═════ Recorded information

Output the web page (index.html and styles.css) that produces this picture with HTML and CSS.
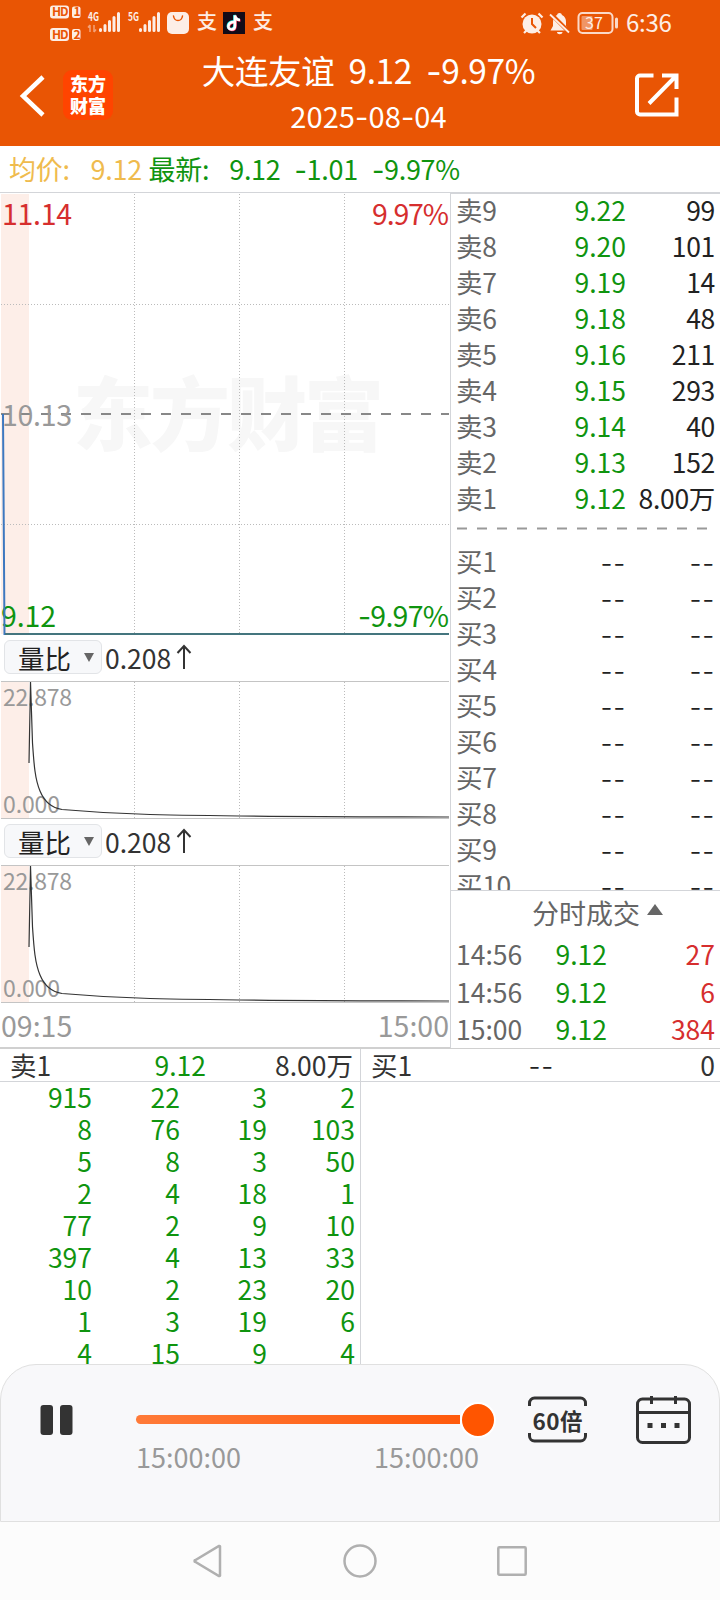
FILE: index.html
```html
<!DOCTYPE html>
<html lang="zh-CN">
<head>
    <meta charset="UTF-8">
    <meta name="viewport" content="width=device-width, initial-scale=1.0">
    <title>大连友谊</title>
    <link rel="stylesheet" href="styles.css">
</head>
<body>
    <header class="header">
        <div class="status-bar">
            <svg class="status-left" width="240" height="46" viewBox="0 0 240 46">
                <g fill="#fdeee6">
                    <rect x="10" y="5.500" width="19" height="13" rx="3"/>
                    <rect x="32" y="6.500" width="8.500" height="11.500" rx="2"/>
                    <rect x="10" y="28" width="19" height="13" rx="3"/>
                    <rect x="32" y="29" width="8.500" height="11" rx="2"/>
                </g>
                <g class="hd-text">
                    <text x="12" y="16">HD</text>
                    <text x="33.500" y="16">1</text>
                    <text x="12" y="38.500">HD</text>
                    <text x="33.500" y="38.500">2</text>
                </g>
                <text class="net-text" x="48" y="20.500" textLength="11" lengthAdjust="spacingAndGlyphs">4G</text>
                <text class="net-text" x="88" y="20.500" textLength="11" lengthAdjust="spacingAndGlyphs">5G</text>
                <path d="M50 25v7M50 25l-2 2.500M54 25v7M54 32l2-2.500" stroke="#f3a27a" stroke-width="1.500" fill="none"/>
                <g stroke="#fdeee6" stroke-width="3" stroke-linecap="round">
                    <path d="M60.500 29.500v1M65 25.500v5M69.500 21.500v9M74 17.500v13M78.500 13.500v17"/>
                    <path d="M100.500 29.500v1M105 25.500v5M109.500 21.500v9M114 17.500v13M118.500 13.500v17"/>
                </g>
                <rect x="127" y="12" width="22" height="22" rx="5" fill="#fdeee6"/>
                <path d="M133.500 16c1 6 8 6 9 0" fill="none" stroke="#e95504" stroke-width="1.500" stroke-linecap="round"/>
                <text class="pay-text" x="157" y="29">支</text>
                <text class="pay-text" x="213" y="29">支</text>
                <rect x="183" y="12" width="22" height="22" fill="#120b18"/>
                <g fill="none" stroke-width="2.600">
                    <path d="M194 21.500c-7-.5-8 7.500-3 7.500 2.500 0 3.500-1.500 3.500-4V15c.5 3 2 4.500 5 4.500" stroke="#25f4ee"/>
                    <path d="M195 22.500c-7-.5-8 7.500-3 7.500 2.500 0 3.500-1.500 3.500-4V16c.5 3 2 4.500 5 4.500" stroke="#fe2c55"/>
                    <path d="M194.500 22c-7-.5-8 7.500-3 7.500 2.500 0 3.500-1.500 3.500-4V15.500c.5 3 2 4.500 5 4.500" stroke="#fff"/>
                </g>
            </svg>
            <div class="status-right">
                <svg width="100" height="46" viewBox="0 0 100 46">
                    <circle cx="12" cy="24" r="9.500" fill="#fdeee6"/>
                    <path d="M1.500 17.500l4-4M22.500 17.500l-4-4M4 33l3-3M20 33l-3-3" stroke="#fdeee6" stroke-width="2.200"/>
                    <path d="M12 18v6l4 4" stroke="#e95504" stroke-width="2" fill="none"/>
                    <path d="M39.500 13a2.500 2.500 0 0 1 2.500 2c3 1.500 4 4 4 7v4l2.500 4.500h-18L33 26v-4c0-3 1-5.500 4-7a2.500 2.500 0 0 1 2.500-2zM37 32h5.500c0 3-5.500 3-5.500 0z" fill="#fdeee6"/>
                    <path d="M31 14l18 18" stroke="#e95504" stroke-width="4"/>
                    <path d="M30 14.500l19 18" stroke="#fdeee6" stroke-width="1.800"/>
                    <rect x="58.500" y="13" width="34" height="20" rx="4" fill="none" stroke="#fbd9c8" stroke-width="2"/>
                    <rect x="61.500" y="16" width="11" height="14" rx="1" fill="#f09565"/>
                    <path d="M96.500 19v8" stroke="#fbd9c8" stroke-width="3" stroke-linecap="round"/>
                    <text class="battery-text" x="65" y="28.500">37</text>
                </svg>
                <span class="clock">6:36</span>
            </div>
        </div>
        <div class="title-bar">
            <svg class="back" width="26" height="42" viewBox="0 0 26 42"><path d="M24 2L4 21l20 19" fill="none" stroke="#fff" stroke-width="4.500"/></svg>
            <div class="logo">东方<br>财富</div>
            <div class="title">
                <h1>大连友谊&nbsp; 9.12&nbsp; <span class="dash">-</span>9.97%</h1>
                <p>2025<span class="dash">-</span>08<span class="dash">-</span>04</p>
            </div>
            <svg class="share" width="44" height="44" viewBox="0 0 44 44">
                <path d="M18.500 2.500H5a3 3 0 0 0-3 3v33a3 3 0 0 0 3 3h36.500V24.500M27 2.500h14.500V16M41 3L14 30.500" fill="none" stroke="#fff" stroke-width="4"/>
            </svg>
        </div>
    </header>

    <div class="quote-bar">
        <span class="avg">均价:</span><span class="avg avg-value">9.12</span>
        <span class="green">最新:</span><span class="green last">9.12</span><span class="green change"><span class="dash">-</span>1.01</span><span class="green"><span class="dash">-</span>9.97%</span>
    </div>

    <main class="main">
        <section class="charts">
            <svg class="price-chart" width="450" height="443" viewBox="0 193 450 443">
                <rect x="1" y="194" width="28" height="440" fill="#fdeee8"/>
                <text class="watermark" x="73" y="444" textLength="311">东方财富</text>
                <path class="grid" d="M134.500 194V634M239.500 194V634M344.500 194V634M1 304.500H449M1 524.500H449"/>
                <path d="M1 414H449" stroke="#888" stroke-width="2" stroke-dasharray="10 10"/>
                <text class="axis red" x="2" y="224.500" textLength="70">11.14</text>
                <text class="axis red" x="372" y="224.500" textLength="77">9.97%</text>
                <text class="axis gray" x="2" y="426" textLength="70">10.13</text>
                <text class="axis green-text" x="1" y="627" textLength="55">9.12</text>
                <text class="axis green-text" x="358" y="627" textLength="91"><tspan class="dash">-</tspan>9.97%</text>
                <path d="M3 414L4.500 634H449" fill="none" stroke="#3d78c0" stroke-width="2"/>
                <path d="M5 634H449" stroke="#477568" stroke-width="1.500"/>
            </svg>

            <div class="indicator-bar">
                <button class="indicator">量比 <i class="arrow-down"></i></button>
                <span class="indicator-value">0.208</span>
                <svg width="16" height="26" viewBox="0 0 16 26"><path d="M8 25V2M1.500 9L8 2l6.500 7" fill="none" stroke="#333" stroke-width="2"/></svg>
            </div>
            <svg class="ratio-chart" width="450" height="138" viewBox="0 0 450 138">
                <rect x="1" y="0" width="28" height="138" fill="#fdeee8"/>
                <path class="grid" d="M134.500 1V137M239.500 1V137M344.500 1V137"/>
                <path d="M1 .5H449M1 137.500H449" stroke="#c4c4c4"/>
                <text class="axis small gray" x="3" y="25" textLength="69">22.878</text>
                <text class="axis small gray" x="3" y="132" textLength="57">0.000</text>
                <path d="M29 82L30.500 1 32.500 62C34 84 35 98 40 110C45 122 52 127 62 128.500C90 131 110 132.500 150 133.500C230 135.500 300 135.500 449 136" fill="none" stroke="#333" stroke-width="1.200"/>
            </svg>

            <div class="indicator-bar">
                <button class="indicator">量比 <i class="arrow-down"></i></button>
                <span class="indicator-value">0.208</span>
                <svg width="16" height="26" viewBox="0 0 16 26"><path d="M8 25V2M1.500 9L8 2l6.500 7" fill="none" stroke="#333" stroke-width="2"/></svg>
            </div>
            <svg class="ratio-chart" width="450" height="138" viewBox="0 0 450 138">
                <rect x="1" y="0" width="28" height="138" fill="#fdeee8"/>
                <path class="grid" d="M134.500 1V137M239.500 1V137M344.500 1V137"/>
                <path d="M1 .5H449M1 137.500H449" stroke="#c4c4c4"/>
                <text class="axis small gray" x="3" y="25" textLength="69">22.878</text>
                <text class="axis small gray" x="3" y="132" textLength="57">0.000</text>
                <path d="M29 82L30.500 1 32.500 62C34 84 35 98 40 110C45 122 52 127 62 128.500C90 131 110 132.500 150 133.500C230 135.500 300 135.500 449 136" fill="none" stroke="#333" stroke-width="1.200"/>
            </svg>

            <div class="time-axis"><span>09:15</span><span>15:00</span></div>
        </section>

        <aside class="side">
            <div class="order-book">
                <div class="order"><span>卖9</span><b>9.22</b><em>99</em></div>
                <div class="order"><span>卖8</span><b>9.20</b><em>101</em></div>
                <div class="order"><span>卖7</span><b>9.19</b><em>14</em></div>
                <div class="order"><span>卖6</span><b>9.18</b><em>48</em></div>
                <div class="order"><span>卖5</span><b>9.16</b><em>211</em></div>
                <div class="order"><span>卖4</span><b>9.15</b><em>293</em></div>
                <div class="order"><span>卖3</span><b>9.14</b><em>40</em></div>
                <div class="order"><span>卖2</span><b>9.13</b><em>152</em></div>
                <div class="order"><span>卖1</span><b>9.12</b><em>8.00万</em></div>
                <svg class="divider" width="269" height="27" viewBox="0 0 269 27"><path d="M6 10.500H258" stroke="#999" stroke-width="2" stroke-dasharray="10 10"/></svg>
                <div class="order buy"><span>买1</span><b>--</b><em>--</em></div>
                <div class="order buy"><span>买2</span><b>--</b><em>--</em></div>
                <div class="order buy"><span>买3</span><b>--</b><em>--</em></div>
                <div class="order buy"><span>买4</span><b>--</b><em>--</em></div>
                <div class="order buy"><span>买5</span><b>--</b><em>--</em></div>
                <div class="order buy"><span>买6</span><b>--</b><em>--</em></div>
                <div class="order buy"><span>买7</span><b>--</b><em>--</em></div>
                <div class="order buy"><span>买8</span><b>--</b><em>--</em></div>
                <div class="order buy"><span>买9</span><b>--</b><em>--</em></div>
                <div class="order buy"><span>买10</span><b>--</b><em>--</em></div>
            </div>
            <div class="trades">
                <h2>分时成交 <i class="arrow-up"></i></h2>
                <div class="trade"><span>14:56</span><b>9.12</b><em>27</em></div>
                <div class="trade"><span>14:56</span><b>9.12</b><em>6</em></div>
                <div class="trade"><span>15:00</span><b>9.12</b><em>384</em></div>
            </div>
        </aside>
    </main>

    <section class="queues">
        <div class="queue sell">
            <div class="queue-head"><span>卖1</span><b>9.12</b><em>8.00万</em></div>
            <div class="queue-grid">
                <span>915</span><span>22</span><span>3</span><span>2</span>
                <span>8</span><span>76</span><span>19</span><span>103</span>
                <span>5</span><span>8</span><span>3</span><span>50</span>
                <span>2</span><span>4</span><span>18</span><span>1</span>
                <span>77</span><span>2</span><span>9</span><span>10</span>
                <span>397</span><span>4</span><span>13</span><span>33</span>
                <span>10</span><span>2</span><span>23</span><span>20</span>
                <span>1</span><span>3</span><span>19</span><span>6</span>
                <span>4</span><span>15</span><span>9</span><span>4</span>
            </div>
        </div>
        <div class="queue">
            <div class="queue-head empty"><span>买1</span><b>--</b><em>0</em></div>
        </div>
    </section>

    <section class="player">
        <svg class="pause" width="34" height="32" viewBox="0 0 34 32">
            <rect x="0.500" y="1" width="12.500" height="30" rx="3" fill="#333"/>
            <rect x="20" y="1" width="12.500" height="30" rx="3" fill="#333"/>
        </svg>
        <div class="slider">
            <div class="track"><div class="fill"></div><div class="thumb"></div></div>
            <div class="times"><span>15:00:00</span><span>15:00:00</span></div>
        </div>
        <svg class="speed" width="60" height="48" viewBox="0 0 60 48">
            <path d="M1.500 10V7a5 5 0 0 1 5-5h46a5 5 0 0 1 5 5v3M1.500 37v3a5 5 0 0 0 5 5h46a5 5 0 0 0 5-5v-3" fill="none" stroke="#333" stroke-width="3"/>
            <text x="4.500" y="33.500" textLength="50">60倍</text>
        </svg>
        <svg class="calendar" width="56" height="50" viewBox="0 0 56 50">
            <rect x="1.500" y="4" width="52" height="43.500" rx="5" fill="none" stroke="#333" stroke-width="3"/>
            <path d="M2 17.500H53M15.500 1v8M39.500 1v8" stroke="#333" stroke-width="3"/>
            <path d="M11.500 30.500h5M25 30.500h5M38.500 30.500h5" stroke="#333" stroke-width="5"/>
        </svg>
    </section>

    <nav class="nav-bar">
        <svg width="30" height="34" viewBox="0 0 30 34"><path d="M27 2.500v29a.8.8 0 0 1-1 .5L2.500 18a1 1 0 0 1 0-2L26 2a.8.800 0 0 1 1 .5z" fill="none" stroke="#b0b0b0" stroke-width="2.500"/></svg>
        <svg width="34" height="34" viewBox="0 0 34 34"><circle cx="17" cy="17" r="15.500" fill="none" stroke="#b0b0b0" stroke-width="2.500"/></svg>
        <svg width="30" height="34" viewBox="0 0 30 34"><rect x="1.300" y="3.300" width="27.400" height="27.400" rx="1" fill="none" stroke="#b0b0b0" stroke-width="2.500"/></svg>
    </nav>
</body>
</html>
```
FILE: styles.css
```css
* {
    box-sizing: border-box;
}

body {
    margin: 0;
    width: 720px;
    height: 1600px;
    overflow: hidden;
    display: flex;
    flex-direction: column;
    background-color: #fff;
    font-family: 'Noto Sans CJK SC', sans-serif;
    font-size: 26.5px;
    color: #333;
}

h1, h2, p {
    margin: 0;
    font-weight: normal;
}

b, em, i {
    font-weight: normal;
    font-style: normal;
}

svg {
    display: block;
    flex: none;
}

.dash {
    font-family: 'Inter', sans-serif;
}

.green {
    color: #0f940f;
}

/* header */
.header {
    height: 146px;
    flex: none;
    background-color: #e95504;
    color: #fff;
}

.status-bar {
    height: 46px;
    padding: 0 48px 0 40px;
    display: flex;
    justify-content: space-between;
}

.status-right {
    display: flex;
    gap: 6px;
}

.clock {
    width: 46px;
    font-size: 24px;
    line-height: 44px;
    letter-spacing: -0.3px;
    color: #fdeee6;
}

.hd-text {
    font-size: 12px;
    font-weight: bold;
    fill: #e95504;
    letter-spacing: -1px;
}

.net-text {
    font-size: 12px;
    font-weight: bold;
    fill: #fdeee6;
}

.pay-text {
    font-size: 20px;
    font-weight: 500;
    fill: #fdeee6;
}

.battery-text {
    font-size: 16px;
    fill: #fdeee6;
}

.title-bar {
    height: 100px;
    padding: 0 41px 0 19px;
    display: flex;
    align-items: flex-start;
}

.back {
    margin-top: 29px;
}

.logo {
    width: 50px;
    height: 50px;
    margin: 24px 0 0 18px;
    padding-top: 2px;
    border-radius: 9px;
    background-color: #ff4400;
    font-size: 18px;
    font-weight: 900;
    line-height: 22px;
    text-align: center;
}

.title {
    flex: 1;
    padding-right: 11px;
    text-align: center;
}

.title h1 {
    font-size: 33.5px;
    line-height: 47px;
    letter-spacing: -0.4px;
    white-space: nowrap;
}

.title p {
    font-size: 29px;
    line-height: 38px;
    letter-spacing: 0.1px;
}

.share {
    margin-top: 27px;
}

/* quote line */
.quote-bar {
    height: 47px;
    flex: none;
    padding-left: 9px;
    border-bottom: 1px solid #d3d5d9;
    display: flex;
    line-height: 45px;
    font-size: 27px;
    letter-spacing: -0.3px;
}

.avg {
    color: #efbb4e;
}

.avg-value {
    width: 58px;
    margin-left: 21px;
}

.last {
    margin-left: 20px;
}

.change {
    margin: 0 14px;
}

/* charts */
.main {
    height: 855px;
    flex: none;
    display: flex;
}

.charts {
    width: 450px;
}

.price-chart {
    height: 443px;
}

.grid {
    fill: none;
    stroke: #bbb;
    stroke-width: 1;
    stroke-dasharray: 1 2;
}

.watermark {
    font-size: 80px;
    font-weight: 900;
    fill: #f7f7f7;
}

.axis {
    font-size: 28.5px;
}

.axis.small {
    font-size: 23px;
}

.red {
    fill: #d62e2e;
}

.gray {
    fill: #999;
}

.green-text {
    fill: #0f940f;
}

.indicator-bar {
    height: 45px;
    padding: 4px 0 7px 4px;
    display: flex;
    align-items: center;
}

.ratio-chart + .indicator-bar {
    height: 46px;
    padding-top: 5px;
}

.indicator {
    width: 98px;
    height: 34px;
    padding: 0 7px 0 13px;
    display: flex;
    align-items: center;
    justify-content: space-between;
    border: 1px solid #e2e4e7;
    border-radius: 6px;
    background-color: #f7f8fa;
    font-family: inherit;
    font-size: 26.5px;
    line-height: 31px;
    color: #222;
}

.arrow-down {
    border: 5.5px solid transparent;
    border-top: 9px solid #666;
    border-bottom: 0;
}

.indicator-value {
    width: 65px;
    margin: 0 6px 0 3px;
    line-height: 33px;
}

.time-axis {
    height: 45px;
    padding: 0 1px 0 1px;
    display: flex;
    justify-content: space-between;
    border-bottom: 1px solid #d0d0d0;
    font-size: 28.5px;
    line-height: 44px;
    color: #999;
}

/* order book */
.side {
    width: 270px;
    border-left: 1px solid #d3d5d9;
}

.order-book {
    height: 697px;
    overflow: hidden;
    border-top: 1px solid #d3d5d9;
}

.order {
    height: 36px;
    display: grid;
    grid-template-columns: 80px 90px 1fr;
    padding: 0 5px;
    line-height: 32px;
}

.order span {
    color: #666;
    letter-spacing: -0.3px;
}

.order b {
    text-align: right;
    color: #0f940f;
}

.order em {
    text-align: right;
    white-space: nowrap;
    letter-spacing: -0.3px;
    color: #222;
}

.order.buy b,
.order.buy em {
    font-family: 'Inter', sans-serif;
    font-weight: 300;
    line-height: 36px;
    letter-spacing: 0.8px;
    color: #222;
}

.trades {
    height: 158px;
    border-top: 1px solid #d3d5d9;
}

.trades h2 {
    height: 44px;
    padding-left: 81px;
    display: flex;
    align-items: center;
    gap: 7px;
    font-size: 27px;
    line-height: 44px;
    color: #666;
}

.arrow-up {
    margin-bottom: 7px;
    border: 8px solid transparent;
    border-bottom: 11px solid #666;
    border-top: 0;
}

.trade {
    height: 37.5px;
    display: grid;
    grid-template-columns: 80px 71px 1fr;
    padding: 0 5px;
    line-height: 38px;
}

.trade span {
    color: #666;
}

.trade b {
    text-align: right;
    color: #0f940f;
}

.trade em {
    text-align: right;
    color: #d62e2e;
}

/* queues */
.queues {
    height: 316px;
    flex: none;
    display: flex;
    border-top: 1px solid #d0d0d0;
}

.queue {
    flex: 1;
}

.queue.sell {
    flex: none;
    width: 361px;
    border-right: 1px solid #d3d5d9;
}

.queue-head {
    height: 33px;
    padding: 0 7px 0 10px;
    display: grid;
    grid-template-columns: 100px 96px 1fr;
    border-bottom: 1px solid #d3d5d9;
    line-height: 31px;
}

.queue-head b {
    text-align: right;
    color: #0f940f;
}

.queue-head em {
    text-align: right;
}

.queue-head.empty {
    grid-template-columns: 100px 83px 1fr;
    padding-right: 5px;
}

.queue-head.empty b {
    font-family: 'Inter', sans-serif;
    font-weight: 300;
    line-height: 35px;
    letter-spacing: 0.8px;
    color: #222;
}

.queue-grid {
    height: 283px;
    overflow: hidden;
    display: grid;
    grid-template-columns: 92px 88px 87px 88px;
    grid-auto-rows: 32px;
    line-height: 30px;
    text-align: right;
    color: #0f940f;
}

/* player */
.player {
    height: 158px;
    flex: none;
    display: flex;
    align-items: flex-start;
    padding: 30px 27px 0 39px;
    border: 1px solid #e0e0e0;
    border-radius: 36px 36px 0 0;
    background-color: #f8f8fa;
}

.pause {
    margin-top: 9px;
}

.slider {
    width: 360px;
    margin-left: 62px;
}

.track {
    height: 49px;
    display: flex;
    align-items: center;
}

.fill {
    width: 324px;
    height: 9px;
    border-radius: 5px 0 0 5px;
    background: linear-gradient(to right, #ff7a38, #ff5a0c);
}

.thumb {
    width: 36px;
    height: 36px;
    border: 2px solid #fff;
    border-radius: 50%;
    background-color: #ff5500;
}

.times {
    width: 343px;
    display: flex;
    justify-content: space-between;
    font-size: 27px;
    line-height: 26px;
    color: #999;
}

.speed {
    margin: 1px 0 0 32px;
}

.speed text {
    font-size: 22.5px;
    font-weight: bold;
    fill: #333;
}

.calendar {
    margin-left: 48px;
}

/* system navigation */
.nav-bar {
    height: 78px;
    flex: none;
    display: flex;
    justify-content: center;
    align-items: center;
    gap: 120px;
    background-color: #fcfcfc;
}
```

══════════

The request. Identify the lines above with the word "styles". Copy them.

Answer to the problem.
Output the web page (index.html and styles.css) that produces this picture with HTML and CSS.
    <link rel="stylesheet" href="styles.css">
FILE: styles.css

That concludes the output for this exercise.